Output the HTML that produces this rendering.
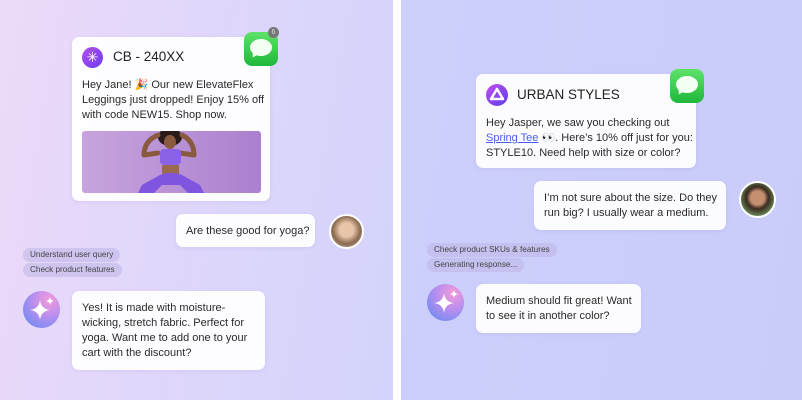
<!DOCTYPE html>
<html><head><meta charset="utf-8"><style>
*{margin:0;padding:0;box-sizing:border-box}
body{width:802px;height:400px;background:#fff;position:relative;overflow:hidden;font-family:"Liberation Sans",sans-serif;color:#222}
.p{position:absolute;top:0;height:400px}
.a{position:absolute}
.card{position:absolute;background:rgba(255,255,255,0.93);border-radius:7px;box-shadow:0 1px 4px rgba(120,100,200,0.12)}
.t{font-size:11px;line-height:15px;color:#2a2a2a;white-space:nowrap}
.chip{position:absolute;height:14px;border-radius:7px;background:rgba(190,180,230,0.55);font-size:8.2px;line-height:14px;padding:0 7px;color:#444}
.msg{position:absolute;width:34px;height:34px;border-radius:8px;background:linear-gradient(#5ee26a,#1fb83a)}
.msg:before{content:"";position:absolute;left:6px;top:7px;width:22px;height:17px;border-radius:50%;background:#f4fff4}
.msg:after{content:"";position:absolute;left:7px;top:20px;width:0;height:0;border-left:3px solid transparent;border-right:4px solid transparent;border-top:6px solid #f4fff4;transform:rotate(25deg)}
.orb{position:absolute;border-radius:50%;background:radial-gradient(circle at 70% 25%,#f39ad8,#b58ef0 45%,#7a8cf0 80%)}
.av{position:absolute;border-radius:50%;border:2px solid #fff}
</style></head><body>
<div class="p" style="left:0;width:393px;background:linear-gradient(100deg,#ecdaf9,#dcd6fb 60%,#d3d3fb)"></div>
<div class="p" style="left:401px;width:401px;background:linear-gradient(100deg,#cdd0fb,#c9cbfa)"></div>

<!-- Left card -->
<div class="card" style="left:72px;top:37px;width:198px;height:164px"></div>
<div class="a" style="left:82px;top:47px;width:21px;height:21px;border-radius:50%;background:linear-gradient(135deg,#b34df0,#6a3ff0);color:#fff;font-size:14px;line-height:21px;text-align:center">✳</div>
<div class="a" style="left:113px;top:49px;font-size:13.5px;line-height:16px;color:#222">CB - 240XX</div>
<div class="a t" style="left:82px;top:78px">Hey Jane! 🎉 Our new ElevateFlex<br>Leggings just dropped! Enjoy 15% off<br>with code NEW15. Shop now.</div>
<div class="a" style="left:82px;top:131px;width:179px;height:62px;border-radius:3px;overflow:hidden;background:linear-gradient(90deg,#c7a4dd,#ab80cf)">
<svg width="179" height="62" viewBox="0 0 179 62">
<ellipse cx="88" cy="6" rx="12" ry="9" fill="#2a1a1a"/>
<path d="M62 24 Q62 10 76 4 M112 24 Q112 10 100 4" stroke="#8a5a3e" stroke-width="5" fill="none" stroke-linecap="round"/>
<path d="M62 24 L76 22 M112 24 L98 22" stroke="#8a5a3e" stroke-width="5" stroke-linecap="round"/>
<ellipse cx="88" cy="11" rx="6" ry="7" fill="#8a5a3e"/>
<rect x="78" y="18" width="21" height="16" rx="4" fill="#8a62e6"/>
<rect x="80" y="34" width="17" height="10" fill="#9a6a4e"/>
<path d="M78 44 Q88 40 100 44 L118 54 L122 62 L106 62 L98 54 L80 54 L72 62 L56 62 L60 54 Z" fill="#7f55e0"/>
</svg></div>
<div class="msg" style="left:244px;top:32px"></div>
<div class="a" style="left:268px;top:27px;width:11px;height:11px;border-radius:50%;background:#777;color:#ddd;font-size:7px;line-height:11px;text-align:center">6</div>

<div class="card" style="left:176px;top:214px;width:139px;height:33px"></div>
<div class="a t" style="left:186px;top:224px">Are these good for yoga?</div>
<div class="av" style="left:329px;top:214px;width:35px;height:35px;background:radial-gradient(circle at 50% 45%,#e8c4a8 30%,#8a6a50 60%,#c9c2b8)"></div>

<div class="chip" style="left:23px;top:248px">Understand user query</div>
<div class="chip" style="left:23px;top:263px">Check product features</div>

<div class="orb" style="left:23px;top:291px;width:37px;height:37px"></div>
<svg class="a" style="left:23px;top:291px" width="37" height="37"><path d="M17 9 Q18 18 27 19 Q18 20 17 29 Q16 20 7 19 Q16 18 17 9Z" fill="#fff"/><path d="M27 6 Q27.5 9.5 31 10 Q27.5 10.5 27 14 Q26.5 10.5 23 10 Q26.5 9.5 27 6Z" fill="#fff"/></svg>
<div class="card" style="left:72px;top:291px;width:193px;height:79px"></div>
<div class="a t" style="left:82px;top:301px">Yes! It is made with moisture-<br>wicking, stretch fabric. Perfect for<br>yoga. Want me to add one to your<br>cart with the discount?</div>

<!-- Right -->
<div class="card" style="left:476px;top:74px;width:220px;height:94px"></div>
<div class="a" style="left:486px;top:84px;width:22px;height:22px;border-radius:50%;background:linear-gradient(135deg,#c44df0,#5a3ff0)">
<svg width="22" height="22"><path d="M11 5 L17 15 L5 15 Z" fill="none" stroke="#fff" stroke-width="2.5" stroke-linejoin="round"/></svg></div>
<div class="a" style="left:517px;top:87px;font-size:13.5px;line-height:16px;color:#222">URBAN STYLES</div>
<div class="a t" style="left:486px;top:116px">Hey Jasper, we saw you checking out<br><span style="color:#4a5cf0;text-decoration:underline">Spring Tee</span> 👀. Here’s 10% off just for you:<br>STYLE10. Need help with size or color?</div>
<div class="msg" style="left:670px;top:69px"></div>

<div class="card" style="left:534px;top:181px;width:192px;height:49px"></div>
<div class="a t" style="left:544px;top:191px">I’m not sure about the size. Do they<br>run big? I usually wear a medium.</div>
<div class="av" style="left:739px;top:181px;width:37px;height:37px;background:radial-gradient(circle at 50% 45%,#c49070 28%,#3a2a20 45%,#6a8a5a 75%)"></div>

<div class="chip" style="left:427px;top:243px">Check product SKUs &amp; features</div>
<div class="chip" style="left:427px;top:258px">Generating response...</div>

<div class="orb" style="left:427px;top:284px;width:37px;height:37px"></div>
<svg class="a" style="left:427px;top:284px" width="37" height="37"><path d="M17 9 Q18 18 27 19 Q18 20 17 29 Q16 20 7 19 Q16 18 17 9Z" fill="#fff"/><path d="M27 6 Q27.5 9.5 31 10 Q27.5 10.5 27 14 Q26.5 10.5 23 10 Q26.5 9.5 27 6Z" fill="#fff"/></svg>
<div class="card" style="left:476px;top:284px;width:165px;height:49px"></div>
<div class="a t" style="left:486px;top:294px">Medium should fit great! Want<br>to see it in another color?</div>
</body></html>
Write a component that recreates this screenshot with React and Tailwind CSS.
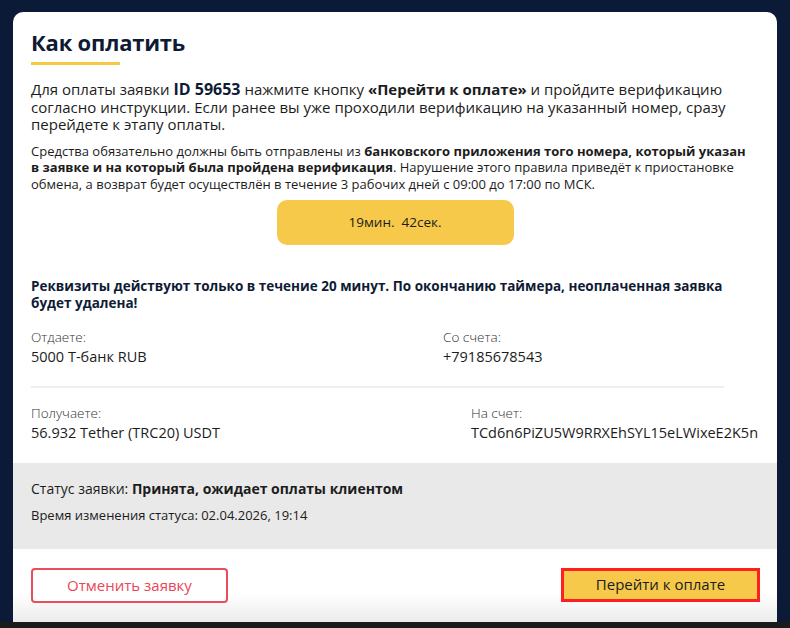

### [Challenge]
Omit every picture, then repeat the remaining data exactly as it appears above.

### [Result below]
Output the HTML that produces this rendering.
<!DOCTYPE html>
<html><head><meta charset="utf-8"><style>
*{margin:0;padding:0;box-sizing:border-box}
body{width:802px;height:400px;background:#fff;position:relative;overflow:hidden;font-family:"Liberation Sans",sans-serif;color:#222}
.p{position:absolute;top:0;height:400px}
.a{position:absolute}
.card{position:absolute;background:rgba(255,255,255,0.93);border-radius:7px;box-shadow:0 1px 4px rgba(120,100,200,0.12)}
.t{font-size:11px;line-height:15px;color:#2a2a2a;white-space:nowrap}
.chip{position:absolute;height:14px;border-radius:7px;background:rgba(190,180,230,0.55);font-size:8.2px;line-height:14px;padding:0 7px;color:#444}
.msg{position:absolute;width:34px;height:34px;border-radius:8px;background:linear-gradient(#5ee26a,#1fb83a)}
.msg:before{content:"";position:absolute;left:6px;top:7px;width:22px;height:17px;border-radius:50%;background:#f4fff4}
.msg:after{content:"";position:absolute;left:7px;top:20px;width:0;height:0;border-left:3px solid transparent;border-right:4px solid transparent;border-top:6px solid #f4fff4;transform:rotate(25deg)}
.orb{position:absolute;border-radius:50%;background:radial-gradient(circle at 70% 25%,#f39ad8,#b58ef0 45%,#7a8cf0 80%)}
.av{position:absolute;border-radius:50%;border:2px solid #fff}
</style></head><body>
<div class="p" style="left:0;width:393px;background:linear-gradient(100deg,#ecdaf9,#dcd6fb 60%,#d3d3fb)"></div>
<div class="p" style="left:401px;width:401px;background:linear-gradient(100deg,#cdd0fb,#c9cbfa)"></div>

<!-- Left card -->
<div class="card" style="left:72px;top:37px;width:198px;height:164px"></div>
<div class="a" style="left:82px;top:47px;width:21px;height:21px;border-radius:50%;background:linear-gradient(135deg,#b34df0,#6a3ff0);color:#fff;font-size:14px;line-height:21px;text-align:center">✳</div>
<div class="a" style="left:113px;top:49px;font-size:13.5px;line-height:16px;color:#222">CB - 240XX</div>
<div class="a t" style="left:82px;top:78px">Hey Jane! 🎉 Our new ElevateFlex<br>Leggings just dropped! Enjoy 15% off<br>with code NEW15. Shop now.</div>
<div class="a" style="left:82px;top:131px;width:179px;height:62px;border-radius:3px;overflow:hidden;background:linear-gradient(90deg,#c7a4dd,#ab80cf)">
<svg width="179" height="62" viewBox="0 0 179 62">
<ellipse cx="88" cy="6" rx="12" ry="9" fill="#2a1a1a"/>
<path d="M62 24 Q62 10 76 4 M112 24 Q112 10 100 4" stroke="#8a5a3e" stroke-width="5" fill="none" stroke-linecap="round"/>
<path d="M62 24 L76 22 M112 24 L98 22" stroke="#8a5a3e" stroke-width="5" stroke-linecap="round"/>
<ellipse cx="88" cy="11" rx="6" ry="7" fill="#8a5a3e"/>
<rect x="78" y="18" width="21" height="16" rx="4" fill="#8a62e6"/>
<rect x="80" y="34" width="17" height="10" fill="#9a6a4e"/>
<path d="M78 44 Q88 40 100 44 L118 54 L122 62 L106 62 L98 54 L80 54 L72 62 L56 62 L60 54 Z" fill="#7f55e0"/>
</svg></div>
<div class="msg" style="left:244px;top:32px"></div>
<div class="a" style="left:268px;top:27px;width:11px;height:11px;border-radius:50%;background:#777;color:#ddd;font-size:7px;line-height:11px;text-align:center">6</div>

<div class="card" style="left:176px;top:214px;width:139px;height:33px"></div>
<div class="a t" style="left:186px;top:224px">Are these good for yoga?</div>
<div class="av" style="left:329px;top:214px;width:35px;height:35px;background:radial-gradient(circle at 50% 45%,#e8c4a8 30%,#8a6a50 60%,#c9c2b8)"></div>

<div class="chip" style="left:23px;top:248px">Understand user query</div>
<div class="chip" style="left:23px;top:263px">Check product features</div>

<div class="orb" style="left:23px;top:291px;width:37px;height:37px"></div>
<svg class="a" style="left:23px;top:291px" width="37" height="37"><path d="M17 9 Q18 18 27 19 Q18 20 17 29 Q16 20 7 19 Q16 18 17 9Z" fill="#fff"/><path d="M27 6 Q27.5 9.5 31 10 Q27.5 10.5 27 14 Q26.5 10.5 23 10 Q26.5 9.5 27 6Z" fill="#fff"/></svg>
<div class="card" style="left:72px;top:291px;width:193px;height:79px"></div>
<div class="a t" style="left:82px;top:301px">Yes! It is made with moisture-<br>wicking, stretch fabric. Perfect for<br>yoga. Want me to add one to your<br>cart with the discount?</div>

<!-- Right -->
<div class="card" style="left:476px;top:74px;width:220px;height:94px"></div>
<div class="a" style="left:486px;top:84px;width:22px;height:22px;border-radius:50%;background:linear-gradient(135deg,#c44df0,#5a3ff0)">
<svg width="22" height="22"><path d="M11 5 L17 15 L5 15 Z" fill="none" stroke="#fff" stroke-width="2.5" stroke-linejoin="round"/></svg></div>
<div class="a" style="left:517px;top:87px;font-size:13.5px;line-height:16px;color:#222">URBAN STYLES</div>
<div class="a t" style="left:486px;top:116px">Hey Jasper, we saw you checking out<br><span style="color:#4a5cf0;text-decoration:underline">Spring Tee</span> 👀. Here’s 10% off just for you:<br>STYLE10. Need help with size or color?</div>
<div class="msg" style="left:670px;top:69px"></div>

<div class="card" style="left:534px;top:181px;width:192px;height:49px"></div>
<div class="a t" style="left:544px;top:191px">I’m not sure about the size. Do they<br>run big? I usually wear a medium.</div>
<div class="av" style="left:739px;top:181px;width:37px;height:37px;background:radial-gradient(circle at 50% 45%,#c49070 28%,#3a2a20 45%,#6a8a5a 75%)"></div>

<div class="chip" style="left:427px;top:243px">Check product SKUs &amp; features</div>
<div class="chip" style="left:427px;top:258px">Generating response...</div>

<div class="orb" style="left:427px;top:284px;width:37px;height:37px"></div>
<svg class="a" style="left:427px;top:284px" width="37" height="37"><path d="M17 9 Q18 18 27 19 Q18 20 17 29 Q16 20 7 19 Q16 18 17 9Z" fill="#fff"/><path d="M27 6 Q27.5 9.5 31 10 Q27.5 10.5 27 14 Q26.5 10.5 23 10 Q26.5 9.5 27 6Z" fill="#fff"/></svg>
<div class="card" style="left:476px;top:284px;width:165px;height:49px"></div>
<div class="a t" style="left:486px;top:294px">Medium should fit great! Want<br>to see it in another color?</div>
</body></html>
Write a component that recreates this screenshot with React and Tailwind CSS.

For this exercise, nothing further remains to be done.